Friday, April 20, 2012
SAN DIEGO Candidates for the District A seat on San Diego Unified's Board of Education debated at Marston Middle School Thursday night.
The candidates are seeking to represent San Diego’s north-inland neighborhoods including University City, Mira Mesa and Clairemont.
John Lee Evans has held the seat since 2008. Evans is a psychologist and former community college instructor.
He is being challenged by Jared Hamilton, a small business owner, and Mark Powell, a real estate broker who also worked as a teacher, school administrator and police officer.
Much of the discussion focused on staving off teacher layoffs and drawing families back to their neighborhood schools.
Powell said poor decisions by the board of education drew him into the race.
“Specifically the way this board promised the unions a 7-percent raise without ever verifying that they’re going to have the funds to do so,” he said
Powell believes his business experience and understanding of school operations will make him a more effective negotiator for the district.
Hamilton runs a clothing store in La Jolla. He said preserving programs like theater and music is one of his top priorities, along with attracting private money to ease the district’s budget woes.
‘Seeing all the pink slips that are going on out there," he said, "I think it’s important to keep teachers around."
Evans argued that the board has made the best financial decisions they could through years of state funding cuts.
“The best example we have are cutting millions from administration and sending that money to the classroom, and also cutting millions from busing and sending it to neighborhood schools, eliminating outside contracts and consultants,” he said.
Evans pointed to steady gains on state tests as evidence that he knows how to support improved academic achievement even in a tough financial climate.
It was the second debate hosted by the San Diego Unified Council of PTA's. The first was between candidates for the seat representing neighborhoods in southeastern San Diego.

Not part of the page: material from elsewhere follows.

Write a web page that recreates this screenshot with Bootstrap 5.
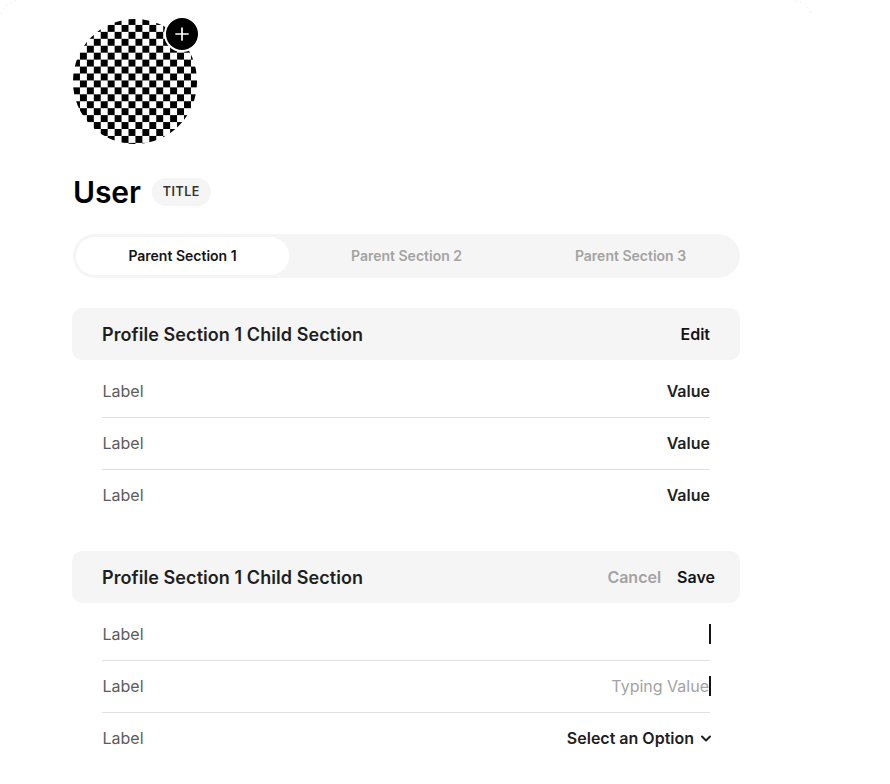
<!DOCTYPE html>
<html lang="en"><head><meta charset="utf-8">
<link href="https://cdn.jsdelivr.net/npm/bootstrap@5.3.0/dist/css/bootstrap.min.css" rel="stylesheet">
<style>
html,body{height:784px;overflow:hidden;background:#fff}
body{font-family:Inter,"Liberation Sans",sans-serif;color:#1f1f1f;position:relative}
.corner-marks{position:absolute;left:0;top:0}
.pg{width:668px;margin-left:72px;padding-top:19px}
.avatar-wrap{width:124px;height:125px;position:relative;margin-left:1px}
.avatar-disc{width:124px;height:125px;border-radius:50%;background-color:#fff;background-image:conic-gradient(#fff 25%,#000 0 50%,#fff 0 75%,#000 0);background-size:13.88px 13.88px;background-position:0 -1px}
.add-btn{position:absolute;top:-3px;right:-3px;width:36px;height:36px;border-radius:50%;background:#000;border:2.5px solid #fff;display:flex;align-items:center;justify-content:center}
.head-row{margin-top:29px;height:38px;margin-left:1px}
.u-title{font-size:30px;font-weight:600;color:#000;line-height:38px;margin:0;letter-spacing:-.1px}
.u-tag{height:28px;border-radius:14px;background:#f5f5f5;padding:0 11px;font-size:12.5px;font-weight:600;letter-spacing:.45px;line-height:28px;color:#333;margin-left:11px}
.seg{margin-top:23px;height:44px;border-radius:22px;background:#f5f5f5;padding:3px;margin-left:1px;gap:11px}
.seg-item{flex:1 1 0;display:flex;align-items:center;justify-content:center;font-size:14px;font-weight:600;color:#a3a3a3;border-radius:19px;padding-bottom:1px}
.seg-item.on{background:#fff;color:#141414}
.sec-head{height:52px;border-radius:10px;background:#f5f5f5;padding:0 30px;font-size:18px;font-weight:600;color:#1f1f1f}
.sec-head.editing{padding-right:25px}
.sec-name{letter-spacing:.07px}
.act{font-size:16px;font-weight:600}
.act-mute{color:#a3a3a3}
.act-dark{color:#141414}
.rows{margin:0 30px;padding-top:5px}
.rw{height:53px;font-size:16px;border-bottom:1px solid #e0e0e0;padding-bottom:0;margin-bottom:-1px}
.rw:last-child{border-bottom:0;height:52px;margin-bottom:0}
.lbl{color:#5c5c5c;font-weight:400;padding-left:.5px}
.val{font-weight:600;color:#1f1f1f}
.caret{width:2px;height:20px;background:#141414;display:inline-block;margin-right:-1px}
.typing{color:#a3a3a3}
.chev{margin-left:6px;margin-right:-2px}
.sec1,.sec2{margin-top:30px}
</style></head><body>
<svg class="corner-marks" width="890" height="20" viewBox="0 0 890 20" fill="none" stroke="#ddd" stroke-width="1" stroke-dasharray="1 4" aria-hidden="true"><path d="M1 14Q5 3 18 0M795 0Q808 3 811 14"/></svg>
<main class="pg">
<div class="avatar-wrap"><div class="avatar-disc"></div>
<div class="add-btn"><svg width="14" height="14" viewBox="0 0 14 14" fill="none" stroke="#fff" stroke-width="1.7" stroke-linecap="round"><path d="M7 1v12M1 7h12"/></svg></div></div>
<div class="d-flex align-items-center head-row"><h1 class="u-title">User</h1><span class="u-tag">TITLE</span></div>
<div class="d-flex seg"><div class="seg-item on">Parent Section 1</div><div class="seg-item">Parent Section 2</div><div class="seg-item">Parent Section 3</div></div>
<section class="sec1">
<div class="d-flex justify-content-between align-items-center sec-head"><span class="sec-name">Profile Section 1 Child Section</span><span class="act act-dark">Edit</span></div>
<div class="rows">
<div class="d-flex justify-content-between align-items-center rw"><span class="lbl">Label</span><span class="val">Value</span></div>
<div class="d-flex justify-content-between align-items-center rw"><span class="lbl">Label</span><span class="val">Value</span></div>
<div class="d-flex justify-content-between align-items-center rw"><span class="lbl">Label</span><span class="val">Value</span></div>
</div></section>
<section class="sec2">
<div class="d-flex justify-content-between align-items-center sec-head editing"><span class="sec-name">Profile Section 1 Child Section</span><span class="d-flex gap-3 act"><span class="act-mute">Cancel</span><span class="act-dark">Save</span></span></div>
<div class="rows">
<div class="d-flex justify-content-between align-items-center rw"><span class="lbl">Label</span><span class="caret"></span></div>
<div class="d-flex justify-content-between align-items-center rw"><span class="lbl">Label</span><span class="d-flex align-items-center"><span class="typing">Typing Value</span><span class="caret"></span></span></div>
<div class="d-flex justify-content-between align-items-center rw"><span class="lbl">Label</span><span class="d-flex align-items-center val">Select an Option<svg class="chev" width="12" height="12" viewBox="0 0 12 12" fill="none" stroke="#1f1f1f" stroke-width="2" stroke-linecap="round" stroke-linejoin="round"><path d="M2 4.5 6 8.5l4-4"/></svg></span></div>
</div></section>
</main>
<script src="https://cdn.jsdelivr.net/npm/bootstrap@5.3.0/dist/js/bootstrap.bundle.min.js"></script>
</body></html>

The election comes at a time when the district is facing a fifth straight year of budget cuts. Officials must close a projected $122 million deficit for the fall. In its last budget report to the San Diego County Office of Education, the district gave itself a qualified rating, which means officials anticipate having insufficient funds to meet operating costs at some point in the next three years.
The district is also entering the third year of Program Improvement under the federal No Child Left Behind Law. Program Improvement is a series of mandates for districts or schools where targets are not met for closing the achievement gap between different ethnic and socio-economic groups.